Four Female Boston College Students Were Attacked With Acid In France
French authorities said they do not believe the attack was terrorism.
Four female Boston College students visiting France were attacked with acid at the Marseille-Saint Charles train station on Sunday, an incident authorities believe is unrelated to terror.
French police arrested a 41-year-old woman in connection to the attack, according to the Associated Press, which cited an anonymous source in the local prosecutor's office.
Two of the women sustained injuries to their faces and one of them has a possible eye injury, the prosecutor's office said. The other two women were also hospitalized for shock. All four women have been released from the hospital.
The prosecutor's office did not provide further details of the women — who are all in their 20s — but Boston College released a statement identifying them as juniors Courtney Siverling, Charlotte Kaufman, and Michelle Krug, who are enrolled in Boston College's Paris program, and junior Kelsey Korsten, who is a student at the Copenhagen Business School in Denmark.
The statement said that Boston College officials are in touch with the students and their parents. The statement also said that police had described the woman who had been arrested as "disturbed".
"It appears that the students are fine, considering the circumstances, though they may require additional treatment for burns," Nick Gozik, director of the office of international programs at the college, told the Boston Globe.

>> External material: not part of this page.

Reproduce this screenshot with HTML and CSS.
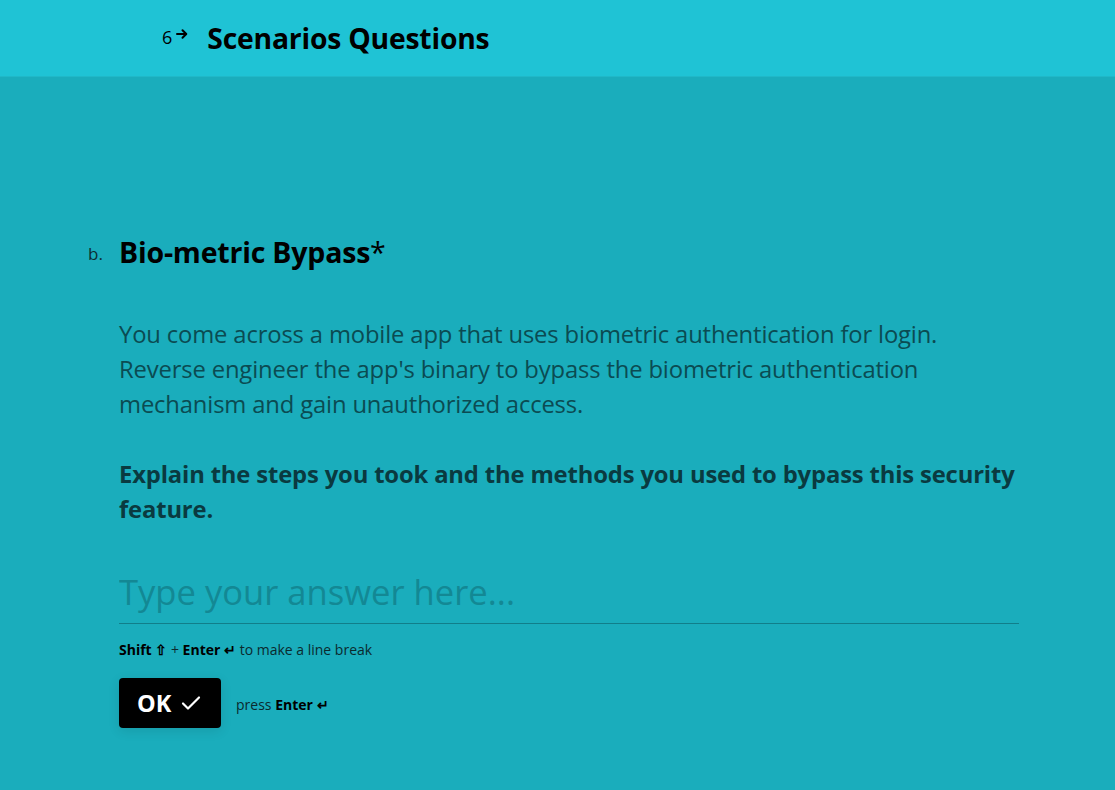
FILE: index.html
```html
<!DOCTYPE html>
<html lang="en">
<head>
<meta charset="utf-8">
<link rel="stylesheet" href="styles.css">
</head>
<body>
<header class="topbar">
  <div class="topbar-inner">
    <span class="sec-num">6</span>
    <svg class="sec-arrow" width="12" height="12" viewBox="0 0 12 12"><path d="M1 6h9M6.5 2.2L10.3 6 6.5 9.8" fill="none" stroke="#000" stroke-width="2" stroke-linecap="round" stroke-linejoin="round"/></svg>
    <h1 class="sec-title">Scenarios Questions</h1>
  </div>
</header>
<main class="content">
  <div class="question">
    <div class="q-label">b.</div>
    <div class="q-body">
      <h2 class="q-title">Bio-metric Bypass<span class="req">*</span></h2>
      <p class="q-desc">You come across a mobile app that uses biometric authentication for login. Reverse engineer the app's binary to bypass the biometric authentication mechanism and gain unauthorized access.</p>
      <p class="q-desc q-strong">Explain the steps you took and the methods you used to bypass this security feature.</p>
      <div class="answer">
        <textarea class="answer-input" rows="1" placeholder="Type your answer here..."></textarea>
      </div>
      <div class="hint"><b>Shift ⇧</b> + <b>Enter ↵</b> to make a line break</div>
      <div class="actions">
        <button class="ok-btn">OK
          <svg width="20" height="16" viewBox="0 0 20 16"><path d="M2 8.5l5 5L18 2.5" fill="none" stroke="#fff" stroke-width="2.2" stroke-linecap="round" stroke-linejoin="round"/></svg>
        </button>
        <span class="press">press <b>Enter ↵</b></span>
      </div>
    </div>
  </div>
</main>
</body>
</html>
```
FILE: styles.css
```css
* { box-sizing: border-box; }
html, body { margin: 0; padding: 0; }
body {
  background: #1aadbc;
  font-family: "Open Sans", "Noto Sans", sans-serif;
  color: #000;
  height: 790px;
  overflow: hidden;
}
.topbar {
  background: #1fc3d5;
  height: 77px;
  border-bottom: 1px solid #20b8c8;
}
.topbar-inner {
  display: flex;
  align-items: center;
  padding-left: 162px;
  height: 76px;
}
.sec-num {
  font-size: 18px;
  line-height: 1;
  margin-top: -2px;
}
.sec-arrow { margin-left: 4px; margin-top: -8px; }
.sec-title {
  margin: 0 0 0 19px;
  font-size: 28.3px;
  font-weight: 700;
  letter-spacing: -0.2px;
}
.content {
  padding-top: 155px;
}
.question {
  display: flex;
  padding-left: 88px;
}
.q-label {
  width: 31px;
  font-size: 17px;
  padding-top: 10px;
  color: #0d2e33;
}
.q-body {
  width: 900px;
}
.q-title {
  margin: 0;
  font-size: 28.5px;
  font-weight: 700;
  line-height: 40px;
  letter-spacing: -0.2px;
}
.req { font-weight: 400; }
.q-desc {
  margin: 45px 0 0;
  font-size: 23.8px;
  line-height: 35px;
  color: #0b4b52;
  letter-spacing: -0.15px;
}
.q-strong {
  font-weight: 700;
  color: #0a3a40;
  margin-top: 35px;
}
.answer {
  margin-top: 40px;
  border-bottom: 1px solid #117e8a;
}
.answer-input {
  display: block;
  width: 100%;
  border: 0;
  outline: none;
  background: transparent;
  resize: none;
  font-family: inherit;
  font-size: 34.6px;
  line-height: 50px;
  height: 56px;
  padding: 0;
  color: #0b4b52;
  overflow: hidden;
}
.answer-input::placeholder { color: #138894; }
.hint {
  margin-top: 16px;
  font-size: 14px;
  color: #0b2a2e;
}
.hint b { color: #000; }
.actions {
  display: flex;
  align-items: center;
  margin-top: 19px;
}
.ok-btn {
  display: flex;
  align-items: center;
  gap: 10px;
  width: 102px;
  height: 50px;
  padding: 0 0 0 18px;
  background: #000;
  color: #fff;
  border: 0;
  border-radius: 4px;
  font-family: inherit;
  font-size: 23.5px;
  font-weight: 700;
  box-shadow: 0 3px 12px rgba(0,0,0,0.1);
}
.press {
  margin-left: 15px;
  font-size: 14px;
  color: #0b2a2e;
  margin-top: 3px;
}
.press b { color: #000; }
```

Michelle Krug has addressed the incident on her Facebook page late on Sunday night. She said the four students were "doing okay," and asked for prayers for the suspect.
"To fill in those who have not heard, three of my friends and I were attacked this morning at a Marseille train station by a woman suffering from a mental illness, Krug said. "She threw a weak solution of hydrochloric acid at us from a water bottle, which got in one of my eyes and one of my friend's eyes. We were all treated at a local hospital and are anticipating a quick recovery."
She added: "I ask that if you send thoughts and prayers our way, please consider thinking about/praying for our attacker so that she may receive the help she needs and deserves. Mental illness is not a choice and should not be villainized."
French authorities said they do not believe the attack is terrorism.
According to the AP, the suspect did not make any extremist statements. Local media in Marseille reported, citing unidentified police sources, that the alleged assailant has a history of mental health problems and that she allegedly told responding officers she was a victim of acid abuse and wanted others to suffer like she did.